What you will do: Write the material out again in full, word for word. Do not include the pictures.

## begin

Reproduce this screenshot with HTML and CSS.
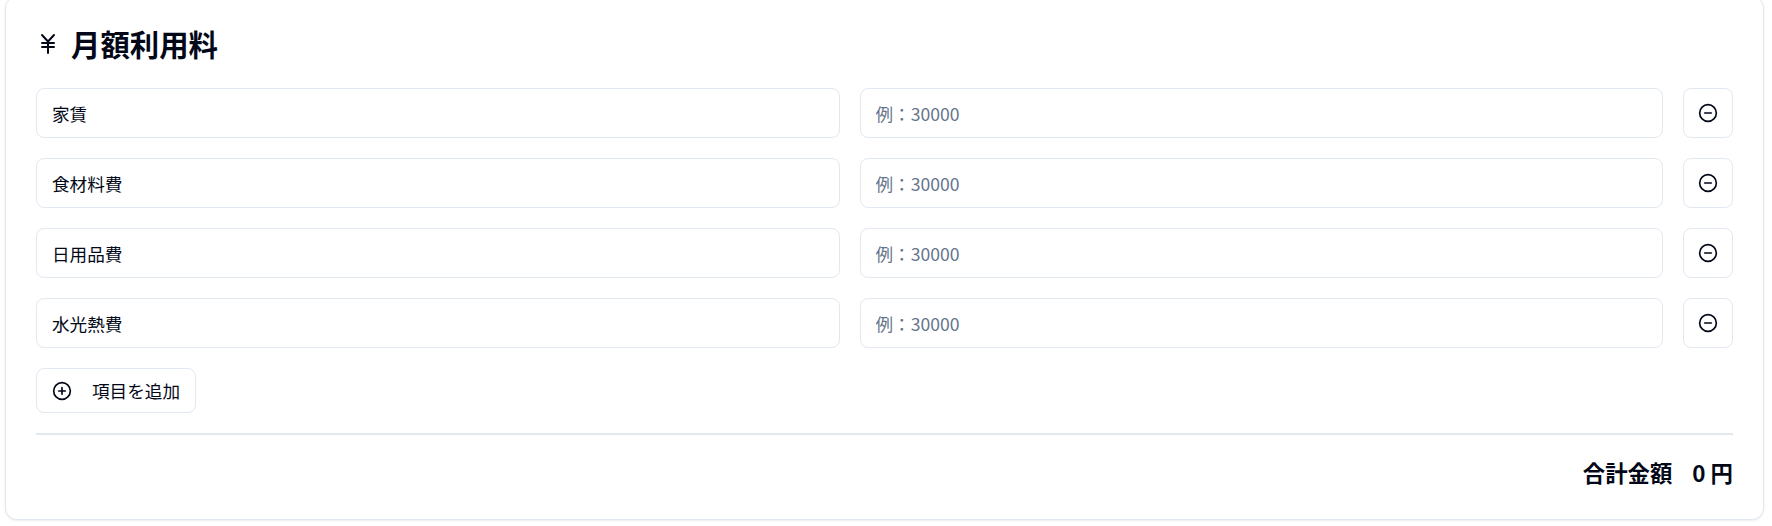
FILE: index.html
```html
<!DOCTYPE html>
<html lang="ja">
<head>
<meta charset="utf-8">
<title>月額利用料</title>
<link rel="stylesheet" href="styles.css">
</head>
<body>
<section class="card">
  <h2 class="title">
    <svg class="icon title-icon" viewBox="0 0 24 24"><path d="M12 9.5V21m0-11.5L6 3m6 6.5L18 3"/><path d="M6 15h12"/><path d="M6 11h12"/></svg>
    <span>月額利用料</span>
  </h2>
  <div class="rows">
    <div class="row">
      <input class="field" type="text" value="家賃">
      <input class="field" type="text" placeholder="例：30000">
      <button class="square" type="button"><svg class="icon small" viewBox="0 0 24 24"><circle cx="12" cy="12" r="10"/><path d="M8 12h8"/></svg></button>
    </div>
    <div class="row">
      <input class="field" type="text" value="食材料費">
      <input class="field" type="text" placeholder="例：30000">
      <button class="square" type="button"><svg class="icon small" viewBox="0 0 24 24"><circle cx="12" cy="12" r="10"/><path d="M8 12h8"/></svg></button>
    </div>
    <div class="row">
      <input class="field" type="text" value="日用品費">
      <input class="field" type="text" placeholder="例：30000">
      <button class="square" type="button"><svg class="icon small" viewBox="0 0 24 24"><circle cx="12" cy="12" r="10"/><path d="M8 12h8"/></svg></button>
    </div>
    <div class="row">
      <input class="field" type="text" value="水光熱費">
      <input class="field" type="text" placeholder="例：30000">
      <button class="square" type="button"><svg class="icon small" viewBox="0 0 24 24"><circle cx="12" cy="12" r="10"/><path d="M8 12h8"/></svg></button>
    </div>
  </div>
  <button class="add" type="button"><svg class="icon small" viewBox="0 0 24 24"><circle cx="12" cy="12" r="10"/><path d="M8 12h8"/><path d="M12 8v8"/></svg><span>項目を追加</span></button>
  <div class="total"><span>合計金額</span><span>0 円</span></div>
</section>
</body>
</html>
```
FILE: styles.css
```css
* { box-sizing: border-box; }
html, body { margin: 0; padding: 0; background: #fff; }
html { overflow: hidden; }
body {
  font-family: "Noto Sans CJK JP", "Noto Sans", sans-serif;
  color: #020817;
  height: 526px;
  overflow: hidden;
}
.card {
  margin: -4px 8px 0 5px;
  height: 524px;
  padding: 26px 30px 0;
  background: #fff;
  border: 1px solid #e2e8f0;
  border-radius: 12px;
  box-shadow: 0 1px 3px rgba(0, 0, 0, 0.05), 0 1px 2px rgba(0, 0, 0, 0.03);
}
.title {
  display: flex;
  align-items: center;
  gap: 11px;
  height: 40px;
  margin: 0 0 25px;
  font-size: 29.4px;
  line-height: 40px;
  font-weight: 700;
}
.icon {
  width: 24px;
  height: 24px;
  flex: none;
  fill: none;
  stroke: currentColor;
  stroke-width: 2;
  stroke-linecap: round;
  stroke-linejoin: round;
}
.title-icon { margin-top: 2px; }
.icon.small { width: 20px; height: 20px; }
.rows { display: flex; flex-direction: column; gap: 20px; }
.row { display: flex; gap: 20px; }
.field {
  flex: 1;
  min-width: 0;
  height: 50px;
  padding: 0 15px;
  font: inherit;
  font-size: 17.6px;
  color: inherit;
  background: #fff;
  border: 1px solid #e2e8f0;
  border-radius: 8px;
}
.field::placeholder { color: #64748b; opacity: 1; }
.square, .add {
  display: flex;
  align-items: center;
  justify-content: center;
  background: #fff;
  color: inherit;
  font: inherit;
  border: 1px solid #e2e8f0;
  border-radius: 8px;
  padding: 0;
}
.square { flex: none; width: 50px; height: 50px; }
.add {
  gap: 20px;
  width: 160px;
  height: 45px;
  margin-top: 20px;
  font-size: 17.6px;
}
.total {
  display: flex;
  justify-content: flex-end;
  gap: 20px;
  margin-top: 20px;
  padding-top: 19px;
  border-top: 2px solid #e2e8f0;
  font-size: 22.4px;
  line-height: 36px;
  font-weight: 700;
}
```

## end

Result of this task:
Reproduce this screenshot with HTML and CSS.
FILE: index.html
```html
<!DOCTYPE html>
<html lang="ja">
<head>
<meta charset="utf-8">
<title>月額利用料</title>
<link rel="stylesheet" href="styles.css">
</head>
<body>
<section class="card">
  <h2 class="title">
    <svg class="icon title-icon" viewBox="0 0 24 24"><path d="M12 9.5V21m0-11.5L6 3m6 6.5L18 3"/><path d="M6 15h12"/><path d="M6 11h12"/></svg>
    <span>月額利用料</span>
  </h2>
  <div class="rows">
    <div class="row">
      <input class="field" type="text" value="家賃">
      <input class="field" type="text" placeholder="例：30000">
      <button class="square" type="button"><svg class="icon small" viewBox="0 0 24 24"><circle cx="12" cy="12" r="10"/><path d="M8 12h8"/></svg></button>
    </div>
    <div class="row">
      <input class="field" type="text" value="食材料費">
      <input class="field" type="text" placeholder="例：30000">
      <button class="square" type="button"><svg class="icon small" viewBox="0 0 24 24"><circle cx="12" cy="12" r="10"/><path d="M8 12h8"/></svg></button>
    </div>
    <div class="row">
      <input class="field" type="text" value="日用品費">
      <input class="field" type="text" placeholder="例：30000">
      <button class="square" type="button"><svg class="icon small" viewBox="0 0 24 24"><circle cx="12" cy="12" r="10"/><path d="M8 12h8"/></svg></button>
    </div>
    <div class="row">
      <input class="field" type="text" value="水光熱費">
      <input class="field" type="text" placeholder="例：30000">
      <button class="square" type="button"><svg class="icon small" viewBox="0 0 24 24"><circle cx="12" cy="12" r="10"/><path d="M8 12h8"/></svg></button>
    </div>
  </div>
  <button class="add" type="button"><svg class="icon small" viewBox="0 0 24 24"><circle cx="12" cy="12" r="10"/><path d="M8 12h8"/><path d="M12 8v8"/></svg><span>項目を追加</span></button>
  <div class="total"><span>合計金額</span><span>0 円</span></div>
</section>
</body>
</html>
```
FILE: styles.css
```css
* { box-sizing: border-box; }
html, body { margin: 0; padding: 0; background: #fff; }
html { overflow: hidden; }
body {
  font-family: "Noto Sans CJK JP", "Noto Sans", sans-serif;
  color: #020817;
  height: 526px;
  overflow: hidden;
}
.card {
  margin: -4px 8px 0 5px;
  height: 524px;
  padding: 26px 30px 0;
  background: #fff;
  border: 1px solid #e2e8f0;
  border-radius: 12px;
  box-shadow: 0 1px 3px rgba(0, 0, 0, 0.05), 0 1px 2px rgba(0, 0, 0, 0.03);
}
.title {
  display: flex;
  align-items: center;
  gap: 11px;
  height: 40px;
  margin: 0 0 25px;
  font-size: 29.4px;
  line-height: 40px;
  font-weight: 700;
}
.icon {
  width: 24px;
  height: 24px;
  flex: none;
  fill: none;
  stroke: currentColor;
  stroke-width: 2;
  stroke-linecap: round;
  stroke-linejoin: round;
}
.title-icon { margin-top: 2px; }
.icon.small { width: 20px; height: 20px; }
.rows { display: flex; flex-direction: column; gap: 20px; }
.row { display: flex; gap: 20px; }
.field {
  flex: 1;
  min-width: 0;
  height: 50px;
  padding: 0 15px;
  font: inherit;
  font-size: 17.6px;
  color: inherit;
  background: #fff;
  border: 1px solid #e2e8f0;
  border-radius: 8px;
}
.field::placeholder { color: #64748b; opacity: 1; }
.square, .add {
  display: flex;
  align-items: center;
  justify-content: center;
  background: #fff;
  color: inherit;
  font: inherit;
  border: 1px solid #e2e8f0;
  border-radius: 8px;
  padding: 0;
}
.square { flex: none; width: 50px; height: 50px; }
.add {
  gap: 20px;
  width: 160px;
  height: 45px;
  margin-top: 20px;
  font-size: 17.6px;
}
.total {
  display: flex;
  justify-content: flex-end;
  gap: 20px;
  margin-top: 20px;
  padding-top: 19px;
  border-top: 2px solid #e2e8f0;
  font-size: 22.4px;
  line-height: 36px;
  font-weight: 700;
}
```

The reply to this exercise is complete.